D’ailleurs, tous les exemples étrangers cités à l’appui de ces
propositions incluent une participation obligatoire des
employeurs».
François Rebello parle de «retraite automatique»: une forme de
REÉR avec un taux de cotisation insuffisant qui ne garantit aucun
rendement ni aucune sécurité du revenu, qui sera à la seule charge
des cotisants et qui repose encore sur le volontariat. Pourquoi
écarter alors l’amélioration du RRQ?
Certes, il y a un enjeu réel de financement du volet actuel du RRQ
qui a profité davantage aux premières cohortes et pour lequel les
gouvernements tergiversent quand vient le temps de fixer le taux
requis pour payer les prestations à long terme. C’est pourquoi il y
a lieu d’appuyer la proposition du ministre Bachand d’effectuer en
quelques années un rattrapage de la cotisation vers le niveau
requis pour assurer la viabilité à long terme du RRQ, même si on
peut se demander pourquoi le gouvernement québécois n’a pas bougé
avant alors qu’il sait depuis 2003 qu’il faut relever le taux. De
plus, est-ce que la cible visée, 10,8% du salaire, est bien la
bonne? Il faut surtout s’assurer que le mécanisme mis en place pour
le futur garantira automatiquement un niveau de cotisation
suffisant et stable pour garantir les rentes promises.

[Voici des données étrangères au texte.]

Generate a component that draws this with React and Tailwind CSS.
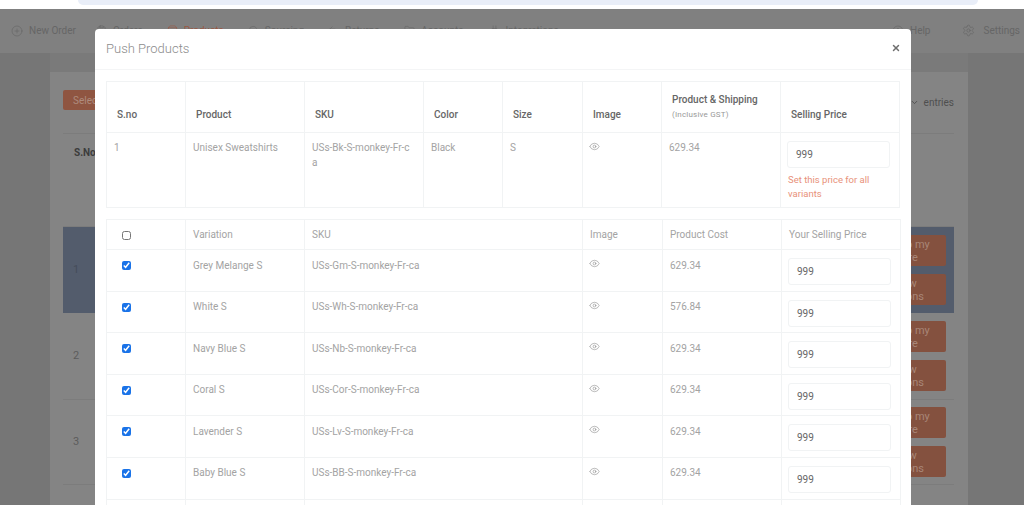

Mais c’est précisément pour surmonter les
limites du volet actuel que la proposition mise de l’avant par la
FTQ et une cinquantaine de groupes de femmes, de personnes
retraitées, de groupes antipauvreté et de jeunes propose que
l’augmentation du RRQ se fasse dans le cadre d’un volet distinct,
capitalisé, et où ce sont les cotisations versées au fil des ans
qui vont financer les rentes en fonction du nombre d’années
cotisées.
Ce n’est pas un hasard si Force jeunesse et des fédérations
étudiantes ont appuyé formellement cette proposition: elle est
universelle, la plus adaptée à la précarité et à la mobilité avec
lesquelles les jeunes sont aux prises et leur assure une équité
intergénérationnelle où les cotisations versées par les jeunes
aujourd’hui vont s’accumuler dans une caisse et leur assurer une
sécurité à la retraite. Et grâce à l’efficience des régimes
publics, pour une personne gagnant 36,225$, une augmentation de la
cotisation salariale de 4,5% à 7% sera suffisante pour faire
doubler la rente de 8400$ à 17,280$ à maturité (barèmes 2011). Pour
tous les salariés jusqu’à un niveau de revenu de 64,000$, le RRQ
assurera progressivement une rente de retraite garantie et indexée
à vie égale à 50% du traitement.
Il faut mettre fin à la situation actuelle où une personne sur deux
de 65 ans et plus au Québec est suffisamment pauvre pour recevoir
le Supplément de revenu garanti. Les terminaisons et fermetures de
régimes à prestations déterminées dans le secteur privé font
craindre pour la situation financière des prochaines cohortes de
personnes retraitées. Seule une réforme basée sur une amélioration
réelle du RRQ, avec un rôle complémentaire pour les régimes
d’employeurs et l’épargne individuelle, offre des chances réelles
de nous assurer que les personnes qui prendront leur retraite dans
10, 20 ou 30 ans pourront vivre dans la dignité et demeurer des
personnes actives et dynamiques dans leur milieu.